**PROBLEM:**
Check each line of the material below for "page", then copy the ones that contain it.

**DATA PROVIDED:**
+---+

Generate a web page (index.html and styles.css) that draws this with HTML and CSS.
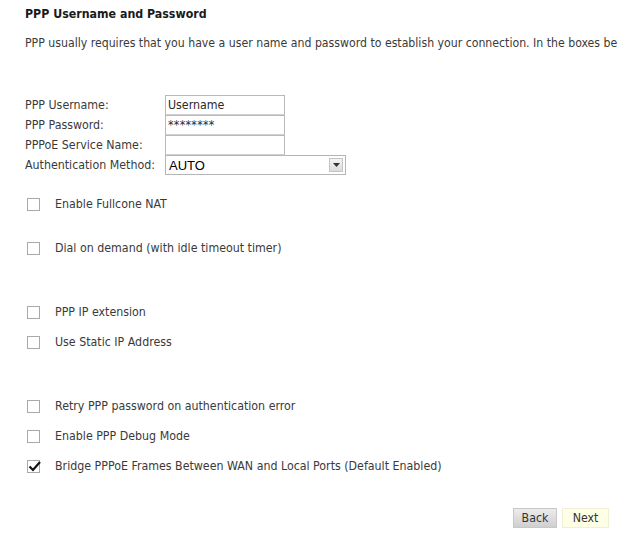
FILE: index.html
```html
<!DOCTYPE html>
<html>
<head>
<meta charset="utf-8">
<link rel="stylesheet" href="styles.css">
</head>
<body>
<div class="page">
  <div class="title">PPP Username and Password</div>
  <div class="intro">PPP usually requires that you have a user name and password to establish your connection. In the boxes be</div>

  <div class="form">
    <div class="label">PPP Username:</div>
    <div class="field">Username</div>
    <div class="label">PPP Password:</div>
    <div class="field pw">********</div>
    <div class="label">PPPoE Service Name:</div>
    <div class="field"></div>
    <div class="label">Authentication Method:</div>
    <div class="select"><span class="sel-text">AUTO</span><span class="sel-btn"><svg width="7" height="4" viewBox="0 0 7 4"><path d="M0 0h7L3.5 4z" fill="#333"/></svg></span></div>
  </div>

  <div class="group g1">
    <div class="row"><span class="cb"></span><span>Enable Fullcone NAT</span></div>
  </div>
  <div class="group g2">
    <div class="row"><span class="cb"></span><span>Dial on demand (with idle timeout timer)</span></div>
  </div>
  <div class="group g3">
    <div class="row"><span class="cb"></span><span>PPP IP extension</span></div>
    <div class="row"><span class="cb"></span><span>Use Static IP Address</span></div>
  </div>
  <div class="group g3">
    <div class="row"><span class="cb"></span><span>Retry PPP password on authentication error</span></div>
    <div class="row"><span class="cb"></span><span>Enable PPP Debug Mode</span></div>
    <div class="row"><span class="cb checked"><svg width="13" height="11" viewBox="0 0 13 11"><path d="M1.5 5.5l3.5 3.5l7-8" fill="none" stroke="#111" stroke-width="2.2"/></svg></span><span>Bridge PPPoE Frames Between WAN and Local Ports (Default Enabled)</span></div>
  </div>

  <div class="buttons">
    <span class="btn back">Back</span>
    <span class="btn next">Next</span>
  </div>
</div>
</body>
</html>
```

FILE: styles.css
```css
html, body {
  margin: 0;
  padding: 0;
  background: #fff;
  overflow: hidden;
}
body {
  width: 619px;
  height: 538px;
  font-family: "DejaVu Sans Condensed", "Liberation Sans", sans-serif;
  font-size: 12.3px;
  color: #333;
}
.page {
  padding: 6px 10px 0 25px;
}
.title {
  font-weight: bold;
  line-height: 16px;
  height: 16px;
  color: #1a1a1a;
}
.intro {
  margin-top: 13px;
  line-height: 16px;
  height: 16px;
  white-space: nowrap;
  font-size: 12.2px;
  color: #3a3a3a;
}
.form {
  margin-top: 44px;
  display: grid;
  grid-template-columns: 140px auto;
  grid-auto-rows: 20px;
  align-items: center;
  color: #3a3a3a;
}
.label {
  line-height: 20px;
}
.field {
  border: 1px solid #b9b9b9;
  border-bottom-color: #d0d0d0;
  box-sizing: border-box;
  width: 120px;
  height: 20px;
  padding-left: 2px;
  line-height: 18px;
  color: #2a2a2a;
}
.field.pw {
  letter-spacing: 0.3px;
}
.select {
  width: 181px;
  height: 20px;
  box-sizing: border-box;
  border: 1px solid #b5b5b5;
  display: flex;
  align-items: center;
  justify-content: space-between;
  padding: 0 2px 0 3px;
  font-family: "Liberation Sans", sans-serif;
  font-size: 13px;
  color: #000;
}
.sel-btn {
  width: 14px;
  height: 14px;
  box-sizing: border-box;
  border: 1px solid #c4c4c4;
  background: linear-gradient(#f4f4f4, #dcdcdc);
  display: flex;
  align-items: center;
  justify-content: center;
}
.group {
  display: flex;
  flex-direction: column;
  gap: 10px;
}
.g1 { margin-top: 19px; }
.g2 { margin-top: 24px; }
.g3 { margin-top: 44px; }
.row {
  display: flex;
  align-items: center;
  height: 20px;
  color: #3a3a3a;
}
.cb {
  width: 13px;
  height: 13px;
  box-sizing: border-box;
  border: 1px solid #a9a9a9;
  margin-left: 2px;
  margin-right: 15px;
  position: relative;
}
.cb.checked svg {
  position: absolute;
  left: 0;
  top: 0;
}
.buttons {
  margin-top: 32px;
  display: flex;
  justify-content: flex-end;
  gap: 5px;
}
.btn {
  height: 20px;
  box-sizing: border-box;
  text-align: center;
  color: #333;
  font-size: 12.3px;
}
.back {
  width: 44px;
  background: linear-gradient(#ececec, #cfcfcf);
  border: 1px solid #c8c8c8;
  line-height: 18px;
}
.next {
  width: 47px;
  background: #ffffe6;
  border: 1px solid #f0f0d8;
  line-height: 18px;
}
```
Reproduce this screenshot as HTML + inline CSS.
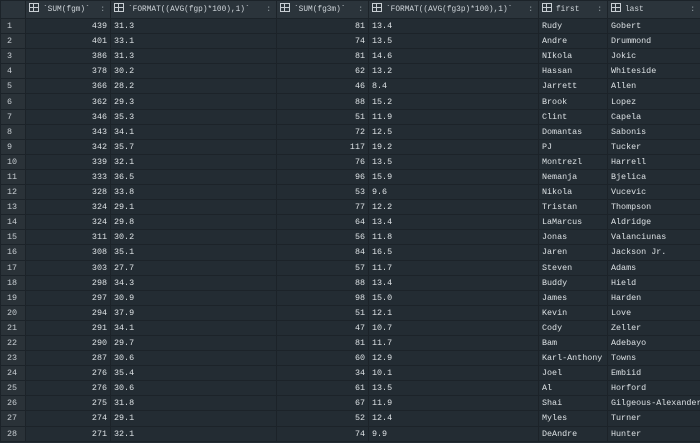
<!DOCTYPE html>
<html><head><style>
body{margin:0;width:700px;height:443px;overflow:hidden;background:#232c33;font-family:"Liberation Mono","DejaVu Sans Mono",monospace;font-size:8.4px;color:#dde2e5}
table{border-collapse:collapse;table-layout:fixed;width:700px}
td,th{border:1px solid #1c2329;height:14.1px;padding:0 3px;white-space:nowrap;overflow:hidden;line-height:14px}
th{height:17px;background:#2b343b;font-weight:normal;text-align:left;color:#cfd5da;position:relative;font-size:7.8px}
td.n{background:#2a3238;text-align:left;padding-left:6px;color:#c8ced3}
td.r{text-align:right}
.ic{display:inline-block;width:8px;height:7px;border:1px solid #c8ced3;margin-right:4px;vertical-align:-1px;background:linear-gradient(#c8ced3,#c8ced3) 3px 0/1px 100% no-repeat,linear-gradient(#c8ced3,#c8ced3) 0 3px/100% 1px no-repeat}
.c{position:absolute;right:5px;top:2px;color:#9aa3aa}
</style></head><body>
<table>
<colgroup><col style="width:25px"><col style="width:85px"><col style="width:166px"><col style="width:92px"><col style="width:170px"><col style="width:69px"><col style="width:93px"></colgroup>
<tr><th></th><th><span class="ic"></span>`SUM(fgm)`<span class="c">:</span></th><th><span class="ic"></span>`FORMAT((AVG(fgp)*100),1)`<span class="c">:</span></th><th><span class="ic"></span>`SUM(fg3m)`<span class="c">:</span></th><th><span class="ic"></span>`FORMAT((AVG(fg3p)*100),1)`<span class="c">:</span></th><th><span class="ic"></span>first<span class="c">:</span></th><th><span class="ic"></span>last<span class="c">:</span></th></tr>
<tr><td class="n">1</td><td class="r">439</td><td>31.3</td><td class="r">81</td><td>13.4</td><td>Rudy</td><td>Gobert</td></tr>
<tr><td class="n">2</td><td class="r">401</td><td>33.1</td><td class="r">74</td><td>13.5</td><td>Andre</td><td>Drummond</td></tr>
<tr><td class="n">3</td><td class="r">386</td><td>31.3</td><td class="r">81</td><td>14.6</td><td>NIkola</td><td>Jokic</td></tr>
<tr><td class="n">4</td><td class="r">378</td><td>30.2</td><td class="r">62</td><td>13.2</td><td>Hassan</td><td>Whiteside</td></tr>
<tr><td class="n">5</td><td class="r">366</td><td>28.2</td><td class="r">46</td><td>8.4</td><td>Jarrett</td><td>Allen</td></tr>
<tr><td class="n">6</td><td class="r">362</td><td>29.3</td><td class="r">88</td><td>15.2</td><td>Brook</td><td>Lopez</td></tr>
<tr><td class="n">7</td><td class="r">346</td><td>35.3</td><td class="r">51</td><td>11.9</td><td>Clint</td><td>Capela</td></tr>
<tr><td class="n">8</td><td class="r">343</td><td>34.1</td><td class="r">72</td><td>12.5</td><td>Domantas</td><td>Sabonis</td></tr>
<tr><td class="n">9</td><td class="r">342</td><td>35.7</td><td class="r">117</td><td>19.2</td><td>PJ</td><td>Tucker</td></tr>
<tr><td class="n">10</td><td class="r">339</td><td>32.1</td><td class="r">76</td><td>13.5</td><td>Montrezl</td><td>Harrell</td></tr>
<tr><td class="n">11</td><td class="r">333</td><td>36.5</td><td class="r">96</td><td>15.9</td><td>Nemanja</td><td>Bjelica</td></tr>
<tr><td class="n">12</td><td class="r">328</td><td>33.8</td><td class="r">53</td><td>9.6</td><td>Nikola</td><td>Vucevic</td></tr>
<tr><td class="n">13</td><td class="r">324</td><td>29.1</td><td class="r">77</td><td>12.2</td><td>Tristan</td><td>Thompson</td></tr>
<tr><td class="n">14</td><td class="r">324</td><td>29.8</td><td class="r">64</td><td>13.4</td><td>LaMarcus</td><td>Aldridge</td></tr>
<tr><td class="n">15</td><td class="r">311</td><td>30.2</td><td class="r">56</td><td>11.8</td><td>Jonas</td><td>Valanciunas</td></tr>
<tr><td class="n">16</td><td class="r">308</td><td>35.1</td><td class="r">84</td><td>16.5</td><td>Jaren</td><td>Jackson Jr.</td></tr>
<tr><td class="n">17</td><td class="r">303</td><td>27.7</td><td class="r">57</td><td>11.7</td><td>Steven</td><td>Adams</td></tr>
<tr><td class="n">18</td><td class="r">298</td><td>34.3</td><td class="r">88</td><td>13.4</td><td>Buddy</td><td>Hield</td></tr>
<tr><td class="n">19</td><td class="r">297</td><td>30.9</td><td class="r">98</td><td>15.0</td><td>James</td><td>Harden</td></tr>
<tr><td class="n">20</td><td class="r">294</td><td>37.9</td><td class="r">51</td><td>12.1</td><td>Kevin</td><td>Love</td></tr>
<tr><td class="n">21</td><td class="r">291</td><td>34.1</td><td class="r">47</td><td>10.7</td><td>Cody</td><td>Zeller</td></tr>
<tr><td class="n">22</td><td class="r">290</td><td>29.7</td><td class="r">81</td><td>11.7</td><td>Bam</td><td>Adebayo</td></tr>
<tr><td class="n">23</td><td class="r">287</td><td>30.6</td><td class="r">60</td><td>12.9</td><td>Karl-Anthony</td><td>Towns</td></tr>
<tr><td class="n">24</td><td class="r">276</td><td>35.4</td><td class="r">34</td><td>10.1</td><td>Joel</td><td>Embiid</td></tr>
<tr><td class="n">25</td><td class="r">276</td><td>30.6</td><td class="r">61</td><td>13.5</td><td>Al</td><td>Horford</td></tr>
<tr><td class="n">26</td><td class="r">275</td><td>31.8</td><td class="r">67</td><td>11.9</td><td>Shai</td><td>Gilgeous-Alexander</td></tr>
<tr><td class="n">27</td><td class="r">274</td><td>29.1</td><td class="r">52</td><td>12.4</td><td>Myles</td><td>Turner</td></tr>
<tr><td class="n">28</td><td class="r">271</td><td>32.1</td><td class="r">74</td><td>9.9</td><td>DeAndre</td><td>Hunter</td></tr>
</table>
</body></html>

+---+

**RESPONSE:**
Generate a web page (index.html and styles.css) that draws this with HTML and CSS.
<div class="page">
.page {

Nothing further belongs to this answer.